The evidence that Campos presents for the debates and practices surrounding Ottoman identity is rich and extensive. Yet, as compelling (and downright gripping at times) as it may be, what it collectively suggests is not the crystallization of an original imperial citizenship (on par with nationalism or even sectarianism), but of a bag of immense contradictions that made it ultimately not only incomplete but incoherent and anachronistic. This is complicated by the fact that the moment was simply not long enough to allow for further synthesis. At the same time, the author’s broad assertion regarding the emergence of an Ottoman civic identity is undermined by the choice of Palestine as its focus, in spite of the obvious attraction of the choice. While the ideals of the revolution were, by the author’s own analysis, challenged both by their own contradictions and countervailing consequences, the Zionist challenge to this vision did not come from within. In this regard the very material explored by the author suggests that Zionism was never in serious dialogue with Ottomanism and as such was quite different from other communal or ethnic cultural identities under the umbrella of Ottomanism.
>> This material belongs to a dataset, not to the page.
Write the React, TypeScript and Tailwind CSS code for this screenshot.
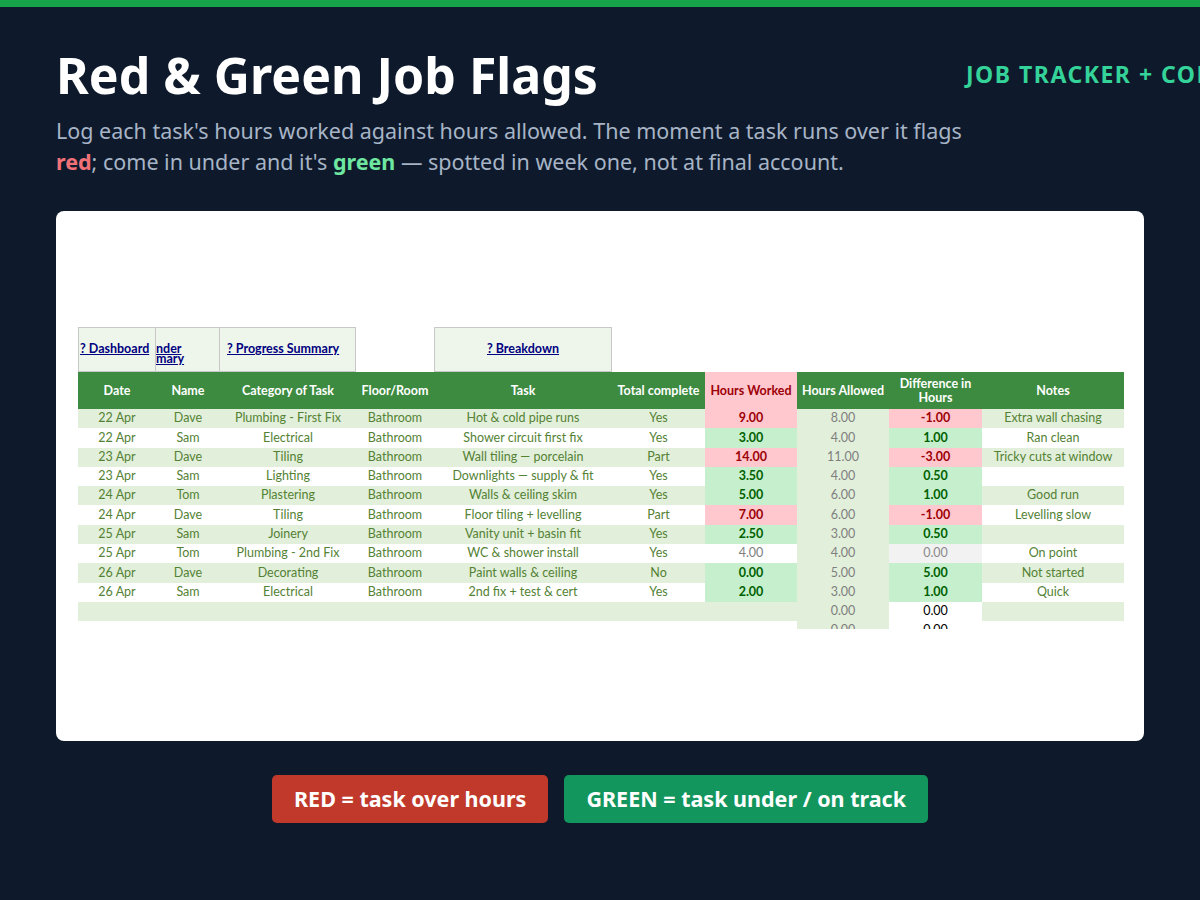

It is impossible to do justice to the complexity of the author’s arguments or to the astonishing material that she has meticulously mined and superbly analyzed. Campos’ study complicates and enriches our understanding of the late Ottoman Empire, including Palestine and as such represents an original and exceedingly readable contribution to the field.

 

Najwa al-Qattan is associate professor of Middle Eastern History at Loyola Marymount University in Los Angeles.